Especially if you're me and need a tool like git to clean up your constant mistakes.

Don't take things personally

When I was working on my "apidoc bridge", I was working out of a repository on my personal GitHub account. I was actually given a repository in NextThought's GitHub organization with a copy of zope.app.apidoc's source code. But the description was "Private fork of zope.app.apidoc to prep changes prior to creating a public PR for them." and I wasn't planning on making a pull request, so I ignored the repository at first.

But after a few weeks I started wondering if I was "expected to" create a pull request for apidoc as part of my internship. On a whim I took a look at its one open issue.

As luck would have it, the monkeypatching code I had been working on for apidoc-bridge mostly solved that issue. So I made a fork of zope.app.apidoc's repository [10], transferred my changes, and learned how to submit a pull request on GitHub. I hit the green button to create my pull request and eagerly anticipated its review.

https://assets-cdn.github.com/images/modules/site/product-illo/img-clear-feedback.png

Big Scary Red Circle With X [11]

My pull request wasn't closed, the reviewer simply requested changes. But GitHub displays "changes requested" with a Big Scary Red Circle With X, so initially it felt like rejection. I took it personally and felt like my code wasn't good enough.

But then I decided to actually read the detailed feedback I received and was able to see that the reviewer was on my side. The comments weren't at all intended to attack me or my work, but instead to make my work better. The reviewer wanted to make sure that my pull request was as good as it could be, which is why he requested changes.

I think that's crucial to remember. Open source is ultimately a collaborative effort centering around projects that are bigger than the sum of their contributors. It's important to not get too attached to any code and to keep in mind that everything is done for the good of the project. It's nothing personal. It's something I missed completely when I filed my CyanogenMod issue.

The requested changes to my pull request taught me other important things about starting out in open source.

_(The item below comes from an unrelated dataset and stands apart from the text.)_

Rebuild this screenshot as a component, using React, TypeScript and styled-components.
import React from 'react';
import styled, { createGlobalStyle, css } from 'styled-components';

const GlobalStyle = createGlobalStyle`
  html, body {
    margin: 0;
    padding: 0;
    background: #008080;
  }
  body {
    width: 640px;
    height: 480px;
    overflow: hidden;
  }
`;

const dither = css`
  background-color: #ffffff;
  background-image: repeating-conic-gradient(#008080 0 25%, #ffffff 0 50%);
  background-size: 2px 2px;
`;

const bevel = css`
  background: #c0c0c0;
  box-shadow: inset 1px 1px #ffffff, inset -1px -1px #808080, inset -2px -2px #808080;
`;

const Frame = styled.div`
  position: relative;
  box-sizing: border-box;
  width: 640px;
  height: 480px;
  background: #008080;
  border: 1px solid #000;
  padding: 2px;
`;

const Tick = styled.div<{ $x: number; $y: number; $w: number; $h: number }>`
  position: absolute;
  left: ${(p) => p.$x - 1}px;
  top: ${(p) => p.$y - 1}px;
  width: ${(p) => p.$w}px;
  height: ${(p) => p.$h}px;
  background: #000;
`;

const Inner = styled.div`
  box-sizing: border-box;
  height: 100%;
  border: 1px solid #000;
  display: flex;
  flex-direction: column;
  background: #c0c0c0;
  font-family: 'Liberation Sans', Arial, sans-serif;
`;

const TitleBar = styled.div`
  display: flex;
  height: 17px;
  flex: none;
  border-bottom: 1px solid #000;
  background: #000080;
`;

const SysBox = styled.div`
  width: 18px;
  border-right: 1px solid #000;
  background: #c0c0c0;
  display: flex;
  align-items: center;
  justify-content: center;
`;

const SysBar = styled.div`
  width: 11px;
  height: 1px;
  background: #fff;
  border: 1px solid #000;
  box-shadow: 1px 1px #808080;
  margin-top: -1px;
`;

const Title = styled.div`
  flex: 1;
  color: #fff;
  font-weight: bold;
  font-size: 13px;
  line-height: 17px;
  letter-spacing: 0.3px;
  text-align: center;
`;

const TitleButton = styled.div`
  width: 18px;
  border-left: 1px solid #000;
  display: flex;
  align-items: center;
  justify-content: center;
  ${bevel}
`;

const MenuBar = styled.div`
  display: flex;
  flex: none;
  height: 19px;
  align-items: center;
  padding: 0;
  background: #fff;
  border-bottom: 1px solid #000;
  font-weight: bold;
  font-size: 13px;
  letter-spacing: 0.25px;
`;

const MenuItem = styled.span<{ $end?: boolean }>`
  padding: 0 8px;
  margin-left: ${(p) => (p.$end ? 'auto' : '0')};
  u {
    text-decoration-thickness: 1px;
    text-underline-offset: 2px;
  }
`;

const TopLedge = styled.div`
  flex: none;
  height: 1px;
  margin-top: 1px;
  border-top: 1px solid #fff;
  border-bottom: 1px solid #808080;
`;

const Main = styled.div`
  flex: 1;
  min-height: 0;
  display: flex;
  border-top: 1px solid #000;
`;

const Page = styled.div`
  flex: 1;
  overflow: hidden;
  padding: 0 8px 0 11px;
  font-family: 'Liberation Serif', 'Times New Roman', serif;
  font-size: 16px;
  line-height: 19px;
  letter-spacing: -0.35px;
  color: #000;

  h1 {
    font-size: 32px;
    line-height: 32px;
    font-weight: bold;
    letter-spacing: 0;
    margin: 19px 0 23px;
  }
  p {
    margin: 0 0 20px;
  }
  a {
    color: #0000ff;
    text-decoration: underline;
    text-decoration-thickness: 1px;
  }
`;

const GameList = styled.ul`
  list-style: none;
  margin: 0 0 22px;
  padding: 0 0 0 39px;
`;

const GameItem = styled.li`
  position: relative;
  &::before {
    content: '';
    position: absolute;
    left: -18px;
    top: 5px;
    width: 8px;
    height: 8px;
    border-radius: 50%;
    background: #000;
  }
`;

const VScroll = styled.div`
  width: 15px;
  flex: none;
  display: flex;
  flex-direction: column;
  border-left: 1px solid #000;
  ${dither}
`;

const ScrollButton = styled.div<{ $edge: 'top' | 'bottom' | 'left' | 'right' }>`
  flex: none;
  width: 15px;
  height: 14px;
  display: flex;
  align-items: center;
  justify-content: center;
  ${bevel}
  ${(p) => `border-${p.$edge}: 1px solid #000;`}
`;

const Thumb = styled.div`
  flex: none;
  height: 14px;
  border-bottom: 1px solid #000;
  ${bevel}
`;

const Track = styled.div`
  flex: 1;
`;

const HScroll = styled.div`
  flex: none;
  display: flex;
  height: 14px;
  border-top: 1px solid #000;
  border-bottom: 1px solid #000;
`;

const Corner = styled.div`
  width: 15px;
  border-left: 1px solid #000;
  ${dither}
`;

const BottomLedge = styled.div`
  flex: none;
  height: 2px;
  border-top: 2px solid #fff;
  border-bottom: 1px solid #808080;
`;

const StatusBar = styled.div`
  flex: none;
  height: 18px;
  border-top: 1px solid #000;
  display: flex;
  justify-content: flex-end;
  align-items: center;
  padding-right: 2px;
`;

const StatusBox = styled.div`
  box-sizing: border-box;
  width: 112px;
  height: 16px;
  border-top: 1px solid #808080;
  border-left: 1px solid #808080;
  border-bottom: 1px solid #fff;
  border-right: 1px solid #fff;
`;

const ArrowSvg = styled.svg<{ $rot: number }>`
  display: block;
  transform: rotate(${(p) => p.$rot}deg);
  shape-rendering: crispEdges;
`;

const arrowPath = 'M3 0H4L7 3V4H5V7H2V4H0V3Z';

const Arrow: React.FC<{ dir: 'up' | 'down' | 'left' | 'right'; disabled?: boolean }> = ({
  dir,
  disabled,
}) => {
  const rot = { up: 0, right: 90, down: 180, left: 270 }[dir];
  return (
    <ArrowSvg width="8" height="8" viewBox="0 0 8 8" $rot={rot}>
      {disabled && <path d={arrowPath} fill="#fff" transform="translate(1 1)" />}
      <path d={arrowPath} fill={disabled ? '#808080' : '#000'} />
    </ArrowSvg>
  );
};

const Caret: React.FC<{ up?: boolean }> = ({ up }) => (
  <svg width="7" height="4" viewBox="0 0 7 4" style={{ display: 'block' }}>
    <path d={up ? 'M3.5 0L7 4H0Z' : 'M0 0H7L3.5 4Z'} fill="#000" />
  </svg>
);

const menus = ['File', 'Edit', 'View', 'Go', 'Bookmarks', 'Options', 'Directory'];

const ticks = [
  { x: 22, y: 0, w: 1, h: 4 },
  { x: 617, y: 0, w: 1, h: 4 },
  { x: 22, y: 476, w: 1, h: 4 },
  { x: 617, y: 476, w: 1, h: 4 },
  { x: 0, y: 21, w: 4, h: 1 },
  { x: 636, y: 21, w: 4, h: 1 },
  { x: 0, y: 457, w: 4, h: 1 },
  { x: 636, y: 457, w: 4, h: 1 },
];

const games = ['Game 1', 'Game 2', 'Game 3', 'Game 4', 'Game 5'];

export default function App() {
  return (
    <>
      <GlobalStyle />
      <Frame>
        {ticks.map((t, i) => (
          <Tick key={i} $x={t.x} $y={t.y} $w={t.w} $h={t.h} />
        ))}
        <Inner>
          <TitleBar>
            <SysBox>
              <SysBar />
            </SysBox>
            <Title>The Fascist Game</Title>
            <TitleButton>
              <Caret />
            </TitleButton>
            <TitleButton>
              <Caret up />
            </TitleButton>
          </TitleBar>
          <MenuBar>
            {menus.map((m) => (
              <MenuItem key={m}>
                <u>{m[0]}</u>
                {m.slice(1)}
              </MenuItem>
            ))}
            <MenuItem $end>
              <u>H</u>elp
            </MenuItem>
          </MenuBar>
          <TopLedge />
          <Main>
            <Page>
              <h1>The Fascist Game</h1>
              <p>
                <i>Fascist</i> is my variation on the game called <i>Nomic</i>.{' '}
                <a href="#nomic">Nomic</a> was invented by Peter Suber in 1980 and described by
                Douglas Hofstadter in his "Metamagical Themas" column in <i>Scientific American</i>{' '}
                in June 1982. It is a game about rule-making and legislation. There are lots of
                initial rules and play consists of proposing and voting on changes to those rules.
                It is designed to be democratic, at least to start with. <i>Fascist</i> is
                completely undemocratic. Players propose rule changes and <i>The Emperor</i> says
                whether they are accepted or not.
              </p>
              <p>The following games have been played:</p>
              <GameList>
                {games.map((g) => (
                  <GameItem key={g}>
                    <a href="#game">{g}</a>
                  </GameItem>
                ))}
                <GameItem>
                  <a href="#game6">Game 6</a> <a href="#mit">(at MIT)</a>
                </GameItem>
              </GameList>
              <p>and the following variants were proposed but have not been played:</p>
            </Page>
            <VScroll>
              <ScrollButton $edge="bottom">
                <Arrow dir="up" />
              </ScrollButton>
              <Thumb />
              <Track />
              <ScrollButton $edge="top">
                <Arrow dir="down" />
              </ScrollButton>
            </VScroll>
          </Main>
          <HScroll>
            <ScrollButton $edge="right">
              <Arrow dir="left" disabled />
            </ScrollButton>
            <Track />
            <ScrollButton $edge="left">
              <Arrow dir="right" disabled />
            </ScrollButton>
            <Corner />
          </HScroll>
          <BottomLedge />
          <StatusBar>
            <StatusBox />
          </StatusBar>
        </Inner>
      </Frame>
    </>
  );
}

Read the contributing guidelines

All good projects have guidelines on code style, indentation preference, commit messages, etc. These guidelines are protections against impulsive programmers (like myself) that like to "fix" everything to be a certain way...often to the detriment of others and accomplishing nothing except making the commit log noisy or starting edit wars. Having a consistent code style also makes code far easier to read.

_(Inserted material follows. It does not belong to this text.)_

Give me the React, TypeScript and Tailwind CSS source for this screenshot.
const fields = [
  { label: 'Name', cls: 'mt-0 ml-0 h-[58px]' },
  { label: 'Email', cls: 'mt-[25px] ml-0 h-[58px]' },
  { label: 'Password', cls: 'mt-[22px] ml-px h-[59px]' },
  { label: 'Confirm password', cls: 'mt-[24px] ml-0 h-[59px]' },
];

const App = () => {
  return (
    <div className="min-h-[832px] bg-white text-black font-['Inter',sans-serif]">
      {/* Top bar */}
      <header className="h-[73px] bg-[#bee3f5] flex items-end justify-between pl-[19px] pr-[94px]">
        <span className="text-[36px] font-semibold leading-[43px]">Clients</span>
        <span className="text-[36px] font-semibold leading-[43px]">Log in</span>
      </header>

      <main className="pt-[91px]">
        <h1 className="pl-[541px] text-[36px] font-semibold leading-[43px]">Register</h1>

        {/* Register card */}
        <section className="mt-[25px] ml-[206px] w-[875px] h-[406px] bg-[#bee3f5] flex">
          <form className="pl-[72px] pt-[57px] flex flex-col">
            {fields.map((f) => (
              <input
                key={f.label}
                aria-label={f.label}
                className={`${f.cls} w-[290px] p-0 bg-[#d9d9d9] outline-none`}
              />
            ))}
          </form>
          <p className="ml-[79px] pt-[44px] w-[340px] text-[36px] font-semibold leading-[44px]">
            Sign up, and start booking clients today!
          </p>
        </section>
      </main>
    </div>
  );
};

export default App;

MediaWiki has a code style document I could have found easily had I bothered to search for it in the first place. Reading it would have saved myself and my reviewers a lot of time when I was contributing my fixes.

The Zope Foundation (at least, as far as I knew [12]) didn't have a code style document for its projects, but they have the next best thing: existing code. There's rarely a reason to adopt a different style than what's already present in the code you're editing.

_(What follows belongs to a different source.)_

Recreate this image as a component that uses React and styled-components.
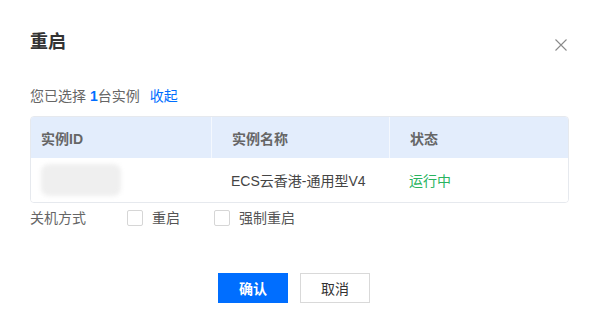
import React from "react";
import styled, { createGlobalStyle } from "styled-components";

const Global = createGlobalStyle`
  html, body { margin: 0; padding: 0; background: #fff; }
  body { font-family: "Liberation Sans", "Noto Sans CJK SC", sans-serif; -webkit-font-smoothing: antialiased; }
`;

const Dialog = styled.div`
  width: 599px;
  height: 332px;
  box-sizing: border-box;
  padding: 30px 30px 0 30px;
  background: #fff;
  display: flex;
  flex-direction: column;
`;

const Header = styled.div`
  display: flex;
  justify-content: space-between;
  align-items: flex-start;
  height: 24px;
`;

const Title = styled.h2`
  margin: 0;
  font-size: 18px;
  line-height: 24px;
  font-weight: 700;
  color: #333;
`;

const Close = styled.button`
  border: 0;
  background: transparent;
  padding: 0;
  margin: 9px 2px 0 0;
  width: 12px;
  height: 12px;
  display: flex;
  cursor: pointer;
`;

const Summary = styled.div`
  margin-top: 32px;
  font-size: 14px;
  line-height: 20px;
  color: #666;
  display: flex;
  align-items: center;
`;

const Count = styled.b`
  color: #006eff;
  font-weight: 700;
  margin-left: 4px;
`;

const Link = styled.a`
  color: #006eff;
  margin-left: 10px;
  text-decoration: none;
  cursor: pointer;
`;

const Table = styled.div`
  margin-top: 10px;
  border: 1px solid #e6e9ee;
  border-radius: 4px;
  overflow: hidden;
`;

const Row = styled.div`
  display: grid;
  grid-template-columns: 180px 178px 1fr;
  height: ${(p) => (p.$head ? "41px" : "44px")};
  background: ${(p) => (p.$head ? "#e3edfc" : "#fff")};
`;

const Cell = styled.div`
  display: flex;
  align-items: center;
  padding-left: ${(p) => (p.$first ? "10px" : "20px")};
  font-size: 14px;
  font-weight: ${(p) => (p.$head ? 700 : 400)};
  color: ${(p) => p.$color || (p.$head ? "#666" : "#444")};
  border-left: ${(p) => (p.$head && !p.$first ? "1px solid #f4f8fe" : "none")};
`;

const Blur = styled.div`
  width: 80px;
  height: 32px;
  background: #efefef;
  border-radius: 8px;
  filter: blur(2px);
`;

const Options = styled.div`
  margin-top: 5px;
  display: flex;
  align-items: center;
  font-size: 14px;
  line-height: 20px;
  color: #666;
`;

const Label = styled.span`
  width: 97px;
`;

const Check = styled.label`
  display: flex;
  align-items: center;
  gap: 9px;
  margin-right: ${(p) => p.$mr || "0"};
  color: #555;
  cursor: pointer;
`;

const Box = styled.span`
  width: 14px;
  height: 14px;
  border: 1px solid #d6d6d6;
  border-radius: 2px;
  background: #fff;
`;

const Footer = styled.div`
  margin-top: 45px;
  display: flex;
  gap: 12px;
  padding-left: 188px;
`;

const Button = styled.button`
  width: 70px;
  height: 30px;
  box-sizing: border-box;
  font-family: inherit;
  font-size: 14px;
  font-weight: ${(p) => (p.$primary ? 700 : 400)};
  border: 1px solid ${(p) => (p.$primary ? "#006eff" : "#d9d9d9")};
  background: ${(p) => (p.$primary ? "#006eff" : "#fff")};
  color: ${(p) => (p.$primary ? "#fff" : "#333")};
  cursor: pointer;
  padding: 0;
`;

export default function App() {
  return (
    <>
      <Global />
      <Dialog>
        <Header>
          <Title>重启</Title>
          <Close aria-label="关闭">
            <svg width="12" height="12" viewBox="0 0 12 12">
              <path d="M0.5 0.5 L11.5 11.5 M11.5 0.5 L0.5 11.5" stroke="#8a8a8a" strokeWidth="1.1" />
            </svg>
          </Close>
        </Header>
        <Summary>
          您已选择<Count>1</Count>台实例<Link>收起</Link>
        </Summary>
        <Table>
          <Row $head>
            <Cell $head $first>实例ID</Cell>
            <Cell $head>实例名称</Cell>
            <Cell $head>状态</Cell>
          </Row>
          <Row>
            <Cell $first><Blur /></Cell>
            <Cell>ECS云香港-通用型V4</Cell>
            <Cell $color="#29b45f">运行中</Cell>
          </Row>
        </Table>
        <Options>
          <Label>关机方式</Label>
          <Check $mr="34px"><Box />重启</Check>
          <Check><Box />强制重启</Check>
        </Options>
        <Footer>
          <Button $primary>确认</Button>
          <Button>取消</Button>
        </Footer>
      </Dialog>
    </>
  );
}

Respecting code style is an extension of not taking things personally. Consistency is more important than personal preference. [13]

Justify your changes

Most of my commit messages were a single line, and my pull request was submitted without a description. While it's nice to have one line to describe what is being changed, it doesn't explain to your reviewers why something is being changed.

In my case, the reviewers of my pull request maintain a lot of different projects, Zope or otherwise. There is no way they can track the intricate details of all of those projects in their heads, especially for something like apidoc that hadn't received much activity for a while. The reviewers did ask me questions about why I did certain things in my code, but I would have saved us a lot of time if I had just added those details to commit messages and my pull request description in the first place.

You'd comment your code, so why wouldn't you comment your commits? [14]

Write tests

zope.app.apidoc proudly had 100% test coverage until my pull request came along. I had manually verified to the best of my ability that my code worked, but I hadn't written an actual test for it. Frankly, I didn't want to. Tests are gross. Or at least not very fun to write.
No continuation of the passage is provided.